--- Records to use ---
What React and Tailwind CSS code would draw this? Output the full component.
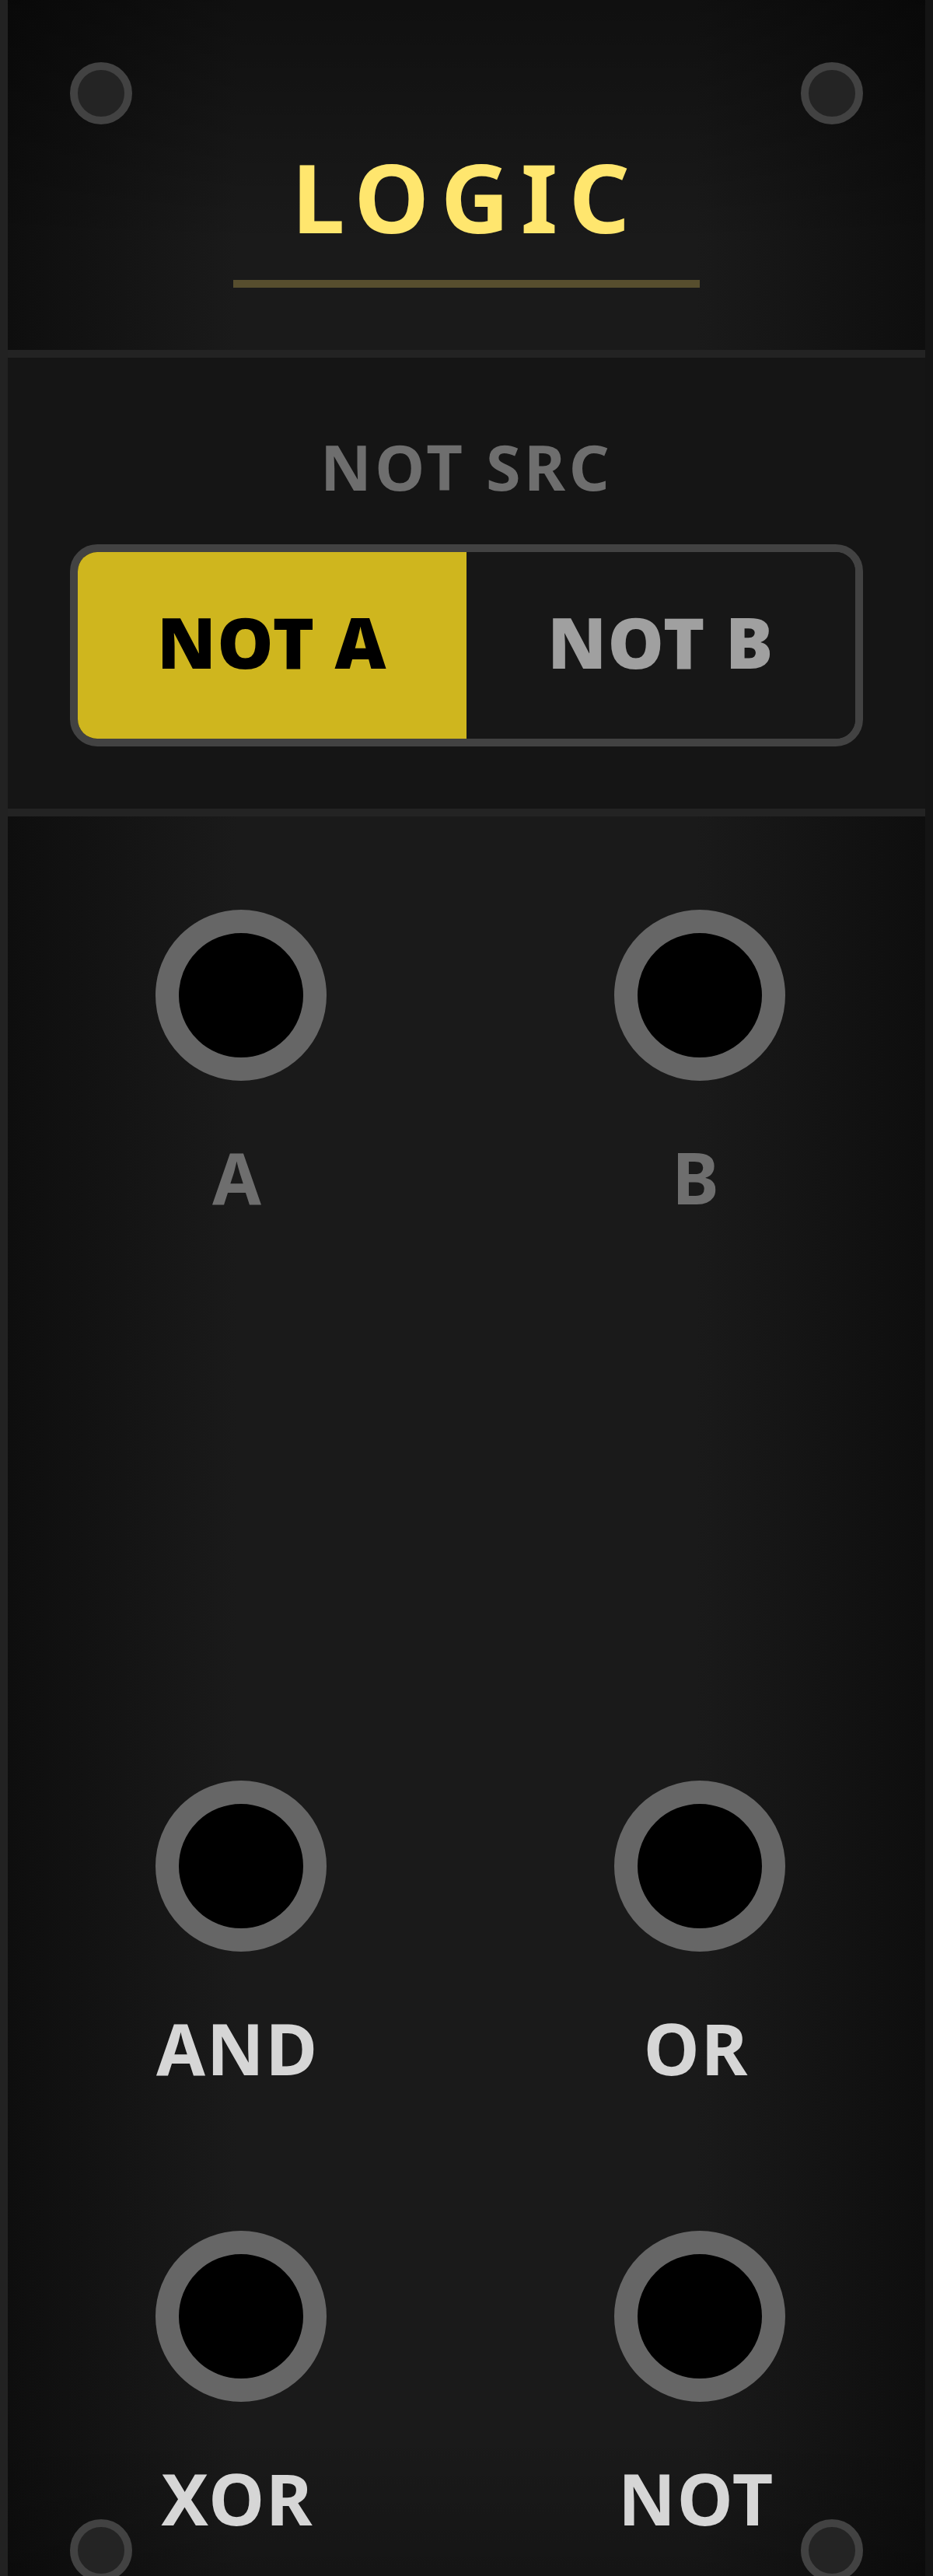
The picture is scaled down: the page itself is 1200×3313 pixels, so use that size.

...

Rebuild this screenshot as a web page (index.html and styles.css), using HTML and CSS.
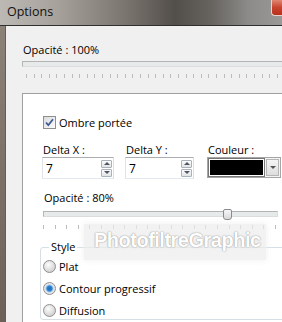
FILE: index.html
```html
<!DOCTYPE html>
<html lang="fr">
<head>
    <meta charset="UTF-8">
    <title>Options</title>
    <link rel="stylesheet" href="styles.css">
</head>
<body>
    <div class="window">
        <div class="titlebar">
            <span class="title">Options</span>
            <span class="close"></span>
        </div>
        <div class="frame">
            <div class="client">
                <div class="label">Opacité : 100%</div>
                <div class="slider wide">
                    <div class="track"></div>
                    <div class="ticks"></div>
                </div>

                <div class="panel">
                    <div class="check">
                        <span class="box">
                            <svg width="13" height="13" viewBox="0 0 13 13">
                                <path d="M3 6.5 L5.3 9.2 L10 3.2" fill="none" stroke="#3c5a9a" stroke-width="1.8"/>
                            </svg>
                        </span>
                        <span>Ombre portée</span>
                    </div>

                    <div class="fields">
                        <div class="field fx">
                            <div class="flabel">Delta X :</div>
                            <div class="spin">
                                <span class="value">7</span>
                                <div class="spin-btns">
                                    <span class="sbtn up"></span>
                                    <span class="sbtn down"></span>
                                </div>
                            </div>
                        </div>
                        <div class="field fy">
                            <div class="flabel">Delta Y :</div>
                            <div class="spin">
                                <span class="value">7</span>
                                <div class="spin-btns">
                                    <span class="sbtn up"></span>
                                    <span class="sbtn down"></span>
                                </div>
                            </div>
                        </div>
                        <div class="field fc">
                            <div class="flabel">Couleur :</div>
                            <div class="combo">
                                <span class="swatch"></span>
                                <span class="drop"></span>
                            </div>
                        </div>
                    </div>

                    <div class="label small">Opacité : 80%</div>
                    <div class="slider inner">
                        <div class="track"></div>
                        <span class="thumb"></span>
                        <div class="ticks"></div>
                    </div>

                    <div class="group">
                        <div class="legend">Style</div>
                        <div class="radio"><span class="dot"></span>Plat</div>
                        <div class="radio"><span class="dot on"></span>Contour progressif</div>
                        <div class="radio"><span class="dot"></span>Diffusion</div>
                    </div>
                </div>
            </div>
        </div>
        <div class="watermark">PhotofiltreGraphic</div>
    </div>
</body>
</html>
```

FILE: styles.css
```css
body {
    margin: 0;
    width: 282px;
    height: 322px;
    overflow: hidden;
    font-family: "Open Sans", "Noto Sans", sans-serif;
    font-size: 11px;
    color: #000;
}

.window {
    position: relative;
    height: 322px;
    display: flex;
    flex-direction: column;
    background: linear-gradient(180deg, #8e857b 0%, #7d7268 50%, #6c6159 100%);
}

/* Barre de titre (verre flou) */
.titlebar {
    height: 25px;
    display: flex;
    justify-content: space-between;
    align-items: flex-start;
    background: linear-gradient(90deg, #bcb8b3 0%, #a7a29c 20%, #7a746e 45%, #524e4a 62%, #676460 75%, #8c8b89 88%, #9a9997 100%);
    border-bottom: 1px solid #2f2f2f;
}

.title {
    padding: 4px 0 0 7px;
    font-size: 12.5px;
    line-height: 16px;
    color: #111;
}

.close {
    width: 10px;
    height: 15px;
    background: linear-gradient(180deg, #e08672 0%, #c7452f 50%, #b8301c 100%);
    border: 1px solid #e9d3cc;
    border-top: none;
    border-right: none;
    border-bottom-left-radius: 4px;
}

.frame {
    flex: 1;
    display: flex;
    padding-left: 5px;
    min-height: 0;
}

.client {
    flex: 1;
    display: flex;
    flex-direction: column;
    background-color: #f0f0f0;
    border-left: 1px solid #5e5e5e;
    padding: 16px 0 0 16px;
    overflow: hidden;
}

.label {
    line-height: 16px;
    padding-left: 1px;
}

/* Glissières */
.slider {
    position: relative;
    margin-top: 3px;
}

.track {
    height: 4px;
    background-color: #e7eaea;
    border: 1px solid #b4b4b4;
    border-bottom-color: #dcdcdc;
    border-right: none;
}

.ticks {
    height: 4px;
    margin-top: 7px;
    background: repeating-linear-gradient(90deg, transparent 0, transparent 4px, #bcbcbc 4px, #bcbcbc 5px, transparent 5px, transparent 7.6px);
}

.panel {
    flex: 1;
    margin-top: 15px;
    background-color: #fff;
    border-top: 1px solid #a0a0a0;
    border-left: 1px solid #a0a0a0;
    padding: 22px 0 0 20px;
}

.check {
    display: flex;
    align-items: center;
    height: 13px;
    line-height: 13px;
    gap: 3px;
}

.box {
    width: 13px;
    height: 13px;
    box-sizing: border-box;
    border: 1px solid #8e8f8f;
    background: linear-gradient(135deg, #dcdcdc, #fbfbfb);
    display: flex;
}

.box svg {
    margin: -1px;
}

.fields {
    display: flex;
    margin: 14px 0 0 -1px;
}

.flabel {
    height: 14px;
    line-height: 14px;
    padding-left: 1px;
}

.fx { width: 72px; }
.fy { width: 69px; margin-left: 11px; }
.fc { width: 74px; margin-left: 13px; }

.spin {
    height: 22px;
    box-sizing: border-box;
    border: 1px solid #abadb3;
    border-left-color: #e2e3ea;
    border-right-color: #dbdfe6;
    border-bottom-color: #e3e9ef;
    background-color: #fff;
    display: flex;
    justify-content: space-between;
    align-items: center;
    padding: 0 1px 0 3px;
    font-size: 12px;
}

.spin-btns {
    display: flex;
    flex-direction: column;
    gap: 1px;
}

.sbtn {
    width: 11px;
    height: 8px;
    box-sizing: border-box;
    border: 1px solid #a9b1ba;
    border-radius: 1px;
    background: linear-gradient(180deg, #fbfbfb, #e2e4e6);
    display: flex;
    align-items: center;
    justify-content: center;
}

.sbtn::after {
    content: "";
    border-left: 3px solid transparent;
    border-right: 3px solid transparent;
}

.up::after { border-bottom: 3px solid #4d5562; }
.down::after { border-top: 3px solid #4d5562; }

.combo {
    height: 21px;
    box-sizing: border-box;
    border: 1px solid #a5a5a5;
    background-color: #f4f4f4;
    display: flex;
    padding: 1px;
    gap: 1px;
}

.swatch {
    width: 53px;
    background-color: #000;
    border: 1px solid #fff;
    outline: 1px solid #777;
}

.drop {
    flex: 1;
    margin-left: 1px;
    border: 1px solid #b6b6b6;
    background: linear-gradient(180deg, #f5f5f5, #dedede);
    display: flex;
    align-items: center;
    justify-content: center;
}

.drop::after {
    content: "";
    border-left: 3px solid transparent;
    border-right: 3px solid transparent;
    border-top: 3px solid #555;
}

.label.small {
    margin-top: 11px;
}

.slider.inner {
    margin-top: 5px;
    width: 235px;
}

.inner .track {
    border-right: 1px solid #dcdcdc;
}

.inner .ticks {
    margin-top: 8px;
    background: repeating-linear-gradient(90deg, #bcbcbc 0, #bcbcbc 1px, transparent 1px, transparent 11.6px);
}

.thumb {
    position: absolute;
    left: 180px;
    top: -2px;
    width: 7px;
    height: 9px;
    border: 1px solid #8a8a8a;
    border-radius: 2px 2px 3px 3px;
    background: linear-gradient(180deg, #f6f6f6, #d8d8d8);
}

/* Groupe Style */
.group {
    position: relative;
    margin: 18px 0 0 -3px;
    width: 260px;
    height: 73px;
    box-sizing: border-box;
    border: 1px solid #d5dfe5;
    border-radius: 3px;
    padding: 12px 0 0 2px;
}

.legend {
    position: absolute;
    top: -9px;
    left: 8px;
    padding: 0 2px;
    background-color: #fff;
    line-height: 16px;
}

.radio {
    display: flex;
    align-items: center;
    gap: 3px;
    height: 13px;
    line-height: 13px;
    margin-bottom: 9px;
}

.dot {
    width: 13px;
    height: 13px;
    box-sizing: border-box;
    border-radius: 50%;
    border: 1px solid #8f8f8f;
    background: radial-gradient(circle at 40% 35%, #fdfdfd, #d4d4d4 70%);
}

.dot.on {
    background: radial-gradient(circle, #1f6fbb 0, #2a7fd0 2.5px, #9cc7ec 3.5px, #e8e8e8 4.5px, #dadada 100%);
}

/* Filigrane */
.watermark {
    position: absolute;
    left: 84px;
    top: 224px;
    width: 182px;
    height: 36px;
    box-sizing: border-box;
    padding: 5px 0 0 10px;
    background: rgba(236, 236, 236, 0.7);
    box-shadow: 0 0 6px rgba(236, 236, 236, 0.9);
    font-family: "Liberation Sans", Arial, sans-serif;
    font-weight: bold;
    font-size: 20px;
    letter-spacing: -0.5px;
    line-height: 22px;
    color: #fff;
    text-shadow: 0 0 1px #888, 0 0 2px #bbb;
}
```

---

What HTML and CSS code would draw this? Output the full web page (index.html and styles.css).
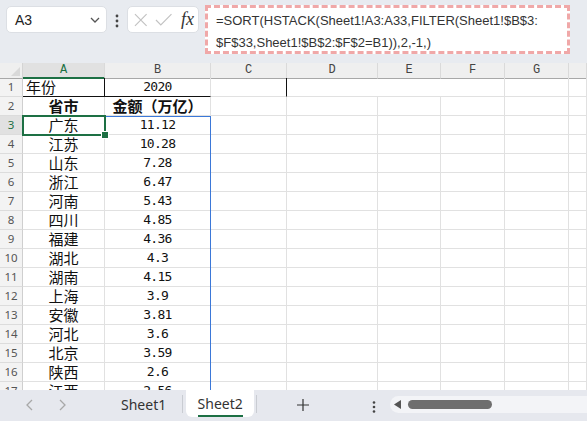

--- The problem ---
Nothing but a number is needed here: how many lines hold the string "page"?

--- Response to the exercise ---
3